The General Manager was as Swiss German as it ever gets. He said that he had indeed heard of our agency through his Marketing Manager, but that things didn’t look good for us. ‘Your agency has no car experience,’ he explained, ‘and you don’t have an office in the Swiss German part of Switzerland, where we are located.’ ‘And what’s the third problem?’ I asked him. ‘Well,’ he said, ‘Mr. Frey, the owner of the business, doesn’t know you.’
‘OK,’ I said, ‘let’s look at your issues one by one. It’s true that I personally have no car experience, but my partner and Creative Director has been doing all the creative work for Fiat for the last five years. And before that, he worked on Peugeot and Volkswagen. As for an office in the Swiss German part, we are about to open our business in Zurich.’ ‘When?’ the General Manager wanted to know. ‘In five days,’ I said. ‘And as for Mr. Frey,’ I added, ‘when are you seeing him next?’ ‘In one hour,’ came the answer. ‘Would you mind asking him how his father would have responded in 1930 to a car manufacturer who said that he preferred to work with one of the other Swiss car importers, those that had been established since the early 1900s?’ (I knew that Mr. Frey’s father had started his business in 1926, and that his early years had not been easy)
The next day, it was a Thursday, my phone rang about lunchtime. It was a Swiss German lady. She introduced herself as Mr. Frey’s personal secretary and asked if I could come to see Mr. Frey on Monday at noon. ‘Of course,’ I said.
I hung up the phone and called Christof Knuchel, a Swiss German Creative Director who I had been working with on and off over the past few years. We got along well and I knew that he was unhappy at the agency he was working at.
‘Can you talk?’ I asked. ‘Yes,’ he said. ‘You and I will start an agency in Zurich.’ ‘What??’ he said. ‘Yes, and we already have our first client, it’s Kia Motors. Our first meeting is on Monday at noon with Mr. Frey. We need an office by then. Can you arrange it? I’ll arrive on Monday morning and we need a signed lease before we meet Herr Frey,’ I said before hanging up.
Christof was more than startled, but recovered from his shock quickly, and somehow found an office overnight. He was especially amazed about the meeting with Mr. Frey, a local business celebrity who had become a well-known politician. Everybody tried to reach him, but few people could.
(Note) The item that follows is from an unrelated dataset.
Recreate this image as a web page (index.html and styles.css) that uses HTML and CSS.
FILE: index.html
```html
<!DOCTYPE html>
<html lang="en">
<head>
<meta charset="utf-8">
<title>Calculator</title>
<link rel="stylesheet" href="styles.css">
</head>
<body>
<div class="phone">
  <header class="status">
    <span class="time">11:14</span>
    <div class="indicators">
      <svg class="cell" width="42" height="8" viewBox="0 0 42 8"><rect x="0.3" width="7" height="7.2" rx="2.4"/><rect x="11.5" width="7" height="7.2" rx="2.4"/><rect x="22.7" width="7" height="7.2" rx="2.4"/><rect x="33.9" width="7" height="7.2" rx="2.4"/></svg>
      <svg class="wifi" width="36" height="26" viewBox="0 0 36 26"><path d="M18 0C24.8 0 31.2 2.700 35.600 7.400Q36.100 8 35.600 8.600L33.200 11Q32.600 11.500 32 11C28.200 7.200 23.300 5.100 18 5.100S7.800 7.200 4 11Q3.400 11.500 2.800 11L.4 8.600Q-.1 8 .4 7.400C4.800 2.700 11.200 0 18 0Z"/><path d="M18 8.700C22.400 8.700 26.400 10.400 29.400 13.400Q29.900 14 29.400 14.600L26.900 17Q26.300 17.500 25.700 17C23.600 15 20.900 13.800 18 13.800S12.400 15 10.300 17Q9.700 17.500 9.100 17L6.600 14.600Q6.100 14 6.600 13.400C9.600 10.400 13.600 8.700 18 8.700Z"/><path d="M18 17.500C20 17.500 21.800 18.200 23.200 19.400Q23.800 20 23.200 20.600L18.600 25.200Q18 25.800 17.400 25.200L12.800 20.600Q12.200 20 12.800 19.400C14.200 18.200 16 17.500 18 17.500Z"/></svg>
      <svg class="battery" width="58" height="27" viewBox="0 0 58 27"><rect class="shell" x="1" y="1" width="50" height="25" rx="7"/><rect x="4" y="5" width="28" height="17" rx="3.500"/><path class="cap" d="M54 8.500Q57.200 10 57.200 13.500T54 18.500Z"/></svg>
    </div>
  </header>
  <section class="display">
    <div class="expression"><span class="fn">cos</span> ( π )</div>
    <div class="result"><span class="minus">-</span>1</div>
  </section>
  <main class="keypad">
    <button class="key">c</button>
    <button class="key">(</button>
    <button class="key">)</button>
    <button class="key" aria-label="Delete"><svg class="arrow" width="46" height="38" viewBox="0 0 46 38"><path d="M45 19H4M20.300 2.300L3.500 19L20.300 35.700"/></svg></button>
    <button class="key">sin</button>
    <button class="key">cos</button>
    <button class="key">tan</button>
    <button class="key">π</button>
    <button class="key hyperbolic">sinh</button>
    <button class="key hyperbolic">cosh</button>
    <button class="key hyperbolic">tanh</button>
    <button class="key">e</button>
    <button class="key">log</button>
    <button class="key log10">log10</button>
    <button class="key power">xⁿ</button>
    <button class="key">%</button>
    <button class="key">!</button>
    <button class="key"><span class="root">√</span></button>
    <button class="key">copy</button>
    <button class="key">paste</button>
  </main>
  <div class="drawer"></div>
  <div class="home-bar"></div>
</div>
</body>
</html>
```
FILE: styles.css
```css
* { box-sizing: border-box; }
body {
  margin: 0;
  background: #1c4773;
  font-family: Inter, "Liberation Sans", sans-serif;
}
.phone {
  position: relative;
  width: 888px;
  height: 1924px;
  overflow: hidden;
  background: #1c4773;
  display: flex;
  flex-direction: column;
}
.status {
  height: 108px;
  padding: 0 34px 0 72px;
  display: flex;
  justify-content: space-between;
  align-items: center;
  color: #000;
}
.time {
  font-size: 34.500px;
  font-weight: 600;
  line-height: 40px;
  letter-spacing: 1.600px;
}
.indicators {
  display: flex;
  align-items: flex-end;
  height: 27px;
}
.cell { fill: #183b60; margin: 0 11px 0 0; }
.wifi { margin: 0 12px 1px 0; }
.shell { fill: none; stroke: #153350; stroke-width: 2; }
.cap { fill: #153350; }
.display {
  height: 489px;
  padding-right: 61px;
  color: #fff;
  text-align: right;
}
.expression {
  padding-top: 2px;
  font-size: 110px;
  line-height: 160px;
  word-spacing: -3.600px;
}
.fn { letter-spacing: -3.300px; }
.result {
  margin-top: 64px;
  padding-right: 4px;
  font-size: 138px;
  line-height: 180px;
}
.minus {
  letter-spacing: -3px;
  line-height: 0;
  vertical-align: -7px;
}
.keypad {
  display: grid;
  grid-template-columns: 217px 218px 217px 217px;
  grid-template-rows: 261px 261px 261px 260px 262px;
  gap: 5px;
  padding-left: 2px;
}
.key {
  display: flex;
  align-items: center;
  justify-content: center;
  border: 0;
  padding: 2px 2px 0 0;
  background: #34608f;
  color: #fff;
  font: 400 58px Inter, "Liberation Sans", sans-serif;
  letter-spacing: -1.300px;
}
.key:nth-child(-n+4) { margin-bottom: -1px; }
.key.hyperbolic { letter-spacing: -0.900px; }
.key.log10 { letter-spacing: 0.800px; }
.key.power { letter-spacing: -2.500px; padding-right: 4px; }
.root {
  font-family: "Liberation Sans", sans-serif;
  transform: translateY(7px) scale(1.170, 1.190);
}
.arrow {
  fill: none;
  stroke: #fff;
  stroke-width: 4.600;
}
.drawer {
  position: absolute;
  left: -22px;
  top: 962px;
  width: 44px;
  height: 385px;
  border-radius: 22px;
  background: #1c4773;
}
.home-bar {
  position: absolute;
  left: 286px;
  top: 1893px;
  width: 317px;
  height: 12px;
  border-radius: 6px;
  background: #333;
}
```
Christof and I met the following Monday at 11am in the centre of Zurich at the address he’d given me. I hardly looked at the place—just signed the lease and off we dashed to Emil Frey. Herr Frey received us in his immense office. He was smoking a cigar and asked: ‘Who of you is Mr. Simko?’ ‘It’s me,’ I said. He pointed his finger at me and said: ‘You have a big mouth. You want to know what my father would have said to a car manufacturer who didn’t want to work with him because he wasn’t known at the time? He would have said: “Give me a chance.” So, here’s your chance, Mr. Simko. But I have to tell you, it’s not looking good for you. You have no car experience and you have no office in the German-speaking part of Switzerland.’
‘It’s true that I personally have no car experience,’ I said, ‘but here is Herr Knuchel, my partner and Creative Director, he’ll tell you all about his car experience. And here is the signed lease of our office in Zurich.’ Mr. Frey took a look at the freshly signed contract, noted that we were nicely located in the centre of the town, then exchanged a few words with Christof in Swiss German and awarded us the Kia account, our first large and very visible national advertising account.
Kia turned out to be a horrible experience. The General Manager liked to put his fingers into every imaginable detail, his views on advertising were totally backward and we produced work that we were embarrassed to show to anyone. But, as usual, I had secured excellent commercial terms. We were handsomely paid and the contract was firm for three years. Importantly, Simko now had an office in Zurich, from which we could expand the business into the Swiss German part of Switzerland. The press duly reported on how the ‘highly entrepreneurial’ Pedro Simko had succeeded to establish a second office in Zurich, something that very few agencies from the French-speaking part of Switzerland had ever achieved.